Re: [PATCH 0/2] Don't show PF_IO_WORKER in /proc/<pid>/task/

From: Jens Axboe
Date: Thu Mar 25 2021 - 17:51:15 EST


On 3/25/21 2:43 PM, Eric W. Biederman wrote:
> Linus Torvalds <torvalds@xxxxxxxxxxxxxxxxxxxx> writes:
>
>> On Thu, Mar 25, 2021 at 12:42 PM Linus Torvalds
>> <torvalds@xxxxxxxxxxxxxxxxxxxx> wrote:
>>>
>>> On Thu, Mar 25, 2021 at 12:38 PM Linus Torvalds
>>> <torvalds@xxxxxxxxxxxxxxxxxxxx> wrote:
>>>>
>>>> I don't know what the gdb logic is, but maybe there's some other
>>>> option that makes gdb not react to them?
>>>
>>> .. maybe we could have a different name for them under the task/
>>> subdirectory, for example (not just the pid)?
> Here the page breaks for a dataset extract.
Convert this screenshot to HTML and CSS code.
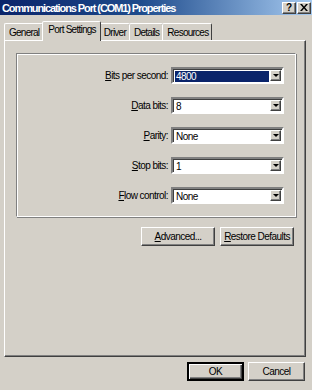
FILE: index.html
```html
<!DOCTYPE html>
<html lang="en">
<head>
<meta charset="UTF-8">
<title>Communications Port (COM1) Properties</title>
<link rel="stylesheet" href="styles.css">
</head>
<body>
<div class="window">
  <div class="titlebar">
    <span class="title">Communications Port (COM1) Properties</span>
    <div class="caption-btns">
      <span class="cbtn">?</span>
      <span class="cbtn">
        <svg width="8" height="7" viewBox="0 0 8 7"><path d="M0 0h2l2 2.5L6 0h2L5 3.5 8 7H6L4 4.5 2 7H0l3-3.5z" fill="#000"/></svg>
      </span>
    </div>
  </div>

  <div class="tabs">
    <span class="tab">General</span>
    <span class="tab active">Port Settings</span>
    <span class="tab">Driver</span>
    <span class="tab">Details</span>
    <span class="tab">Resources</span>
  </div>

  <div class="panel">
    <div class="group">
      <div class="row">
        <label><u>B</u>its per second:</label>
        <div class="combo selected"><span class="value">4800</span><span class="drop"><i class="arrow"></i></span></div>
      </div>
      <div class="row">
        <label><u>D</u>ata bits:</label>
        <div class="combo"><span class="value">8</span><span class="drop"><i class="arrow"></i></span></div>
      </div>
      <div class="row">
        <label><u>P</u>arity:</label>
        <div class="combo"><span class="value">None</span><span class="drop"><i class="arrow"></i></span></div>
      </div>
      <div class="row">
        <label><u>S</u>top bits:</label>
        <div class="combo"><span class="value">1</span><span class="drop"><i class="arrow"></i></span></div>
      </div>
      <div class="row">
        <label><u>F</u>low control:</label>
        <div class="combo"><span class="value">None</span><span class="drop"><i class="arrow"></i></span></div>
      </div>
    </div>
    <div class="actions">
      <button class="btn wide"><u>A</u>dvanced...</button>
      <button class="btn wide"><u>R</u>estore Defaults</button>
    </div>
  </div>

  <div class="footer">
    <button class="btn default">OK</button>
    <button class="btn">Cancel</button>
  </div>
</div>
</body>
</html>
```

FILE: styles.css
```css
body {
  margin: 0;
  background-color: #d4d0c8;
  font-family: "Liberation Sans", Arial, sans-serif;
  font-size: 10px;
  letter-spacing: -0.55px;
  color: #000;
}
.window {
  width: 312px;
  height: 390px;
  overflow: hidden;
  background-color: #d4d0c8;
}
.titlebar {
  height: 15px;
  display: flex;
  align-items: center;
  justify-content: space-between;
  padding-left: 2px;
  background: linear-gradient(to right, #0a246a 0%, #1e4b8c 45%, #a6caf0 100%);
}
.title {
  color: #fff;
  font-weight: bold;
  font-size: 11px;
  letter-spacing: -1.1px;
}
.caption-btns {
  display: flex;
  gap: 1px;
  padding-right: 1px;
}
.cbtn {
  width: 12px;
  height: 10px;
  display: flex;
  align-items: center;
  justify-content: center;
  background-color: #d4d0c8;
  border: 1px solid;
  border-color: #fff #404040 #404040 #fff;
  box-shadow: inset -1px -1px #808080;
  font-weight: bold;
  font-size: 10px;
  letter-spacing: 0;
  line-height: 10px;
}
.tabs {
  display: flex;
  align-items: flex-end;
  height: 25px;
  padding-left: 5px;
  letter-spacing: -0.75px;
}
.tab {
  height: 16px;
  line-height: 17px;
  padding: 0 3px 0 4px;
  border: 1px solid;
  border-bottom: none;
  border-color: #fff #404040 transparent #fff;
  border-radius: 2px 2px 0 0;
  position: relative;
  margin-left: -1px;
}
.tab.active {
  height: 19px;
  line-height: 16px;
  margin: 0 -1px 0 -1px;
  padding: 0 4px 0 5px;
  top: 1px;
  background-color: #d4d0c8;
  z-index: 1;
}
.panel {
  margin-left: 4px;
  width: 289px;
  height: 303px;
  border: 1px solid;
  border-color: #fff #404040 #404040 #fff;
  box-shadow: inset -1px -1px #808080;
  padding: 12px 0 0 11px;
}
.group {
  width: 278px;
  height: 149px;
  border: 1px solid;
  border-color: #808080 #fff #fff #808080;
  box-shadow: inset 1px 1px #fff, 1px 1px #808080;
  display: flex;
  flex-direction: column;
  gap: 13px;
  padding-top: 13px;
}
.row {
  display: flex;
  align-items: center;
  justify-content: flex-end;
  gap: 3px;
  padding-right: 11px;
}
.row label {
  text-align: right;
}
.combo {
  width: 109px;
  height: 13px;
  display: flex;
  align-items: center;
  background-color: #fff;
  border: 2px solid;
  border-color: #808080 #fff #fff #808080;
  box-shadow: inset 1px 1px #404040;
}
.value {
  flex: 1;
  height: 11px;
  line-height: 11px;
  margin: 1px 1px 0 2px;
  padding-left: 1px;
}
.combo.selected .value {
  background-color: #0a246a;
  color: #fff;
}
.drop {
  width: 11px;
  height: 11px;
  margin-right: 1px;
  display: flex;
  align-items: center;
  justify-content: center;
  background-color: #d4d0c8;
  border: 1px solid;
  border-color: #fff #404040 #404040 #fff;
  box-sizing: border-box;
  box-shadow: inset -1px -1px #808080;
}
.arrow {
  width: 0;
  height: 0;
  border-left: 3px solid transparent;
  border-right: 3px solid transparent;
  border-top: 3px solid #000;
}
.actions {
  display: flex;
  justify-content: flex-end;
  gap: 5px;
  margin-top: 10px;
  padding-right: 11px;
}
.btn {
  height: 19px;
  padding: 0;
  white-space: nowrap;
  background-color: #d4d0c8;
  border: 1px solid;
  border-color: #fff #404040 #404040 #fff;
  box-shadow: inset -1px -1px #808080;
  font-family: inherit;
  font-size: 10px;
  letter-spacing: -0.55px;
  color: #000;
}
.btn.wide {
  width: 74px;
}
.footer {
  display: flex;
  justify-content: flex-end;
  gap: 4px;
  padding-right: 7px;
  margin-top: 5px;
}
.footer .btn {
  width: 57px;
}
.btn.default {
  border: 2px solid;
  border-color: #000;
  box-shadow: inset 1px 1px #fff, inset -1px -1px #404040, inset -2px -2px #808080;
}
```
Although that probably
>>> messes up 'ps' too..
>>
>> Actually, maybe the right model is to simply make all the io threads
>> take signals, and get rid of all the special cases.
>>
>> Sure, the signals will never be delivered to user space, but if we
>>
>> - just made the thread loop do "get_signal()" when there are pending signals
>>
>> - allowed ptrace_attach on them
>>
>> they'd look pretty much like regular threads that just never do the
>> user-space part of signal handling.
>>
>> The whole "signals are very special for IO threads" thing has caused
>> so many problems, that maybe the solution is simply to _not_ make them
>> special?
>
> The special case in check_kill_permission is certainly unnecessary.
> Having the signal blocked is enough to prevent signal_pending() from
> being true.
>
>
> The most straight forward thing I can see is to allow ptrace_attach and
> to modify ptrace_check_attach to always return -ESRCH for io workers
> unless ignore_state is set causing none of the other ptrace operations
> to work.
>
> That is what a long running in-kernel thread would do today so
> user-space aka gdb may actually cope with it.
>
>
> We might be able to support if io workers start supporting SIGSTOP but I
> am not at all certain.

See patch just send out as a POC, mostly, not fully sanitized yet. But
I did try to return -ESRCH from ptrace_check_attach() if it's an IO
thread and ignore_state isn't set:

if (!ignore_state && child->flags & PF_IO_WORKER)
return -ESRCH;

and that causes gdb to abort at that thread. For the same test case
as in the previous email, you get:

Attaching to process 358
[New LWP 359]
[New LWP 360]
[New LWP 361]
Couldn't get CS register: No such process.
(gdb) 0x00007ffa58537125 in ?? ()

(gdb) bt
#0 0x00007ffa58537125 in ?? ()
#1 0x0000000000000000 in ?? ()
(gdb) info threads
Id Target Id Frame
* 1 LWP 358 "io_uring" 0x00007ffa58537125 in ?? ()
2 LWP 359 "iou-mgr-358" Couldn't get registers: No such process.
(gdb) q
A debugging session is active.

Inferior 1 [process 358] will be detached.

Quit anyway? (y or n) y
Couldn't write debug register: No such process.

where 360 here is a regular pthread created thread, and 361 is another
iou-mgr-x task. While gdb behaves better in this case, it does still
prevent you from inspecting thread 3 which would be totally valid.

--
Jens Axboe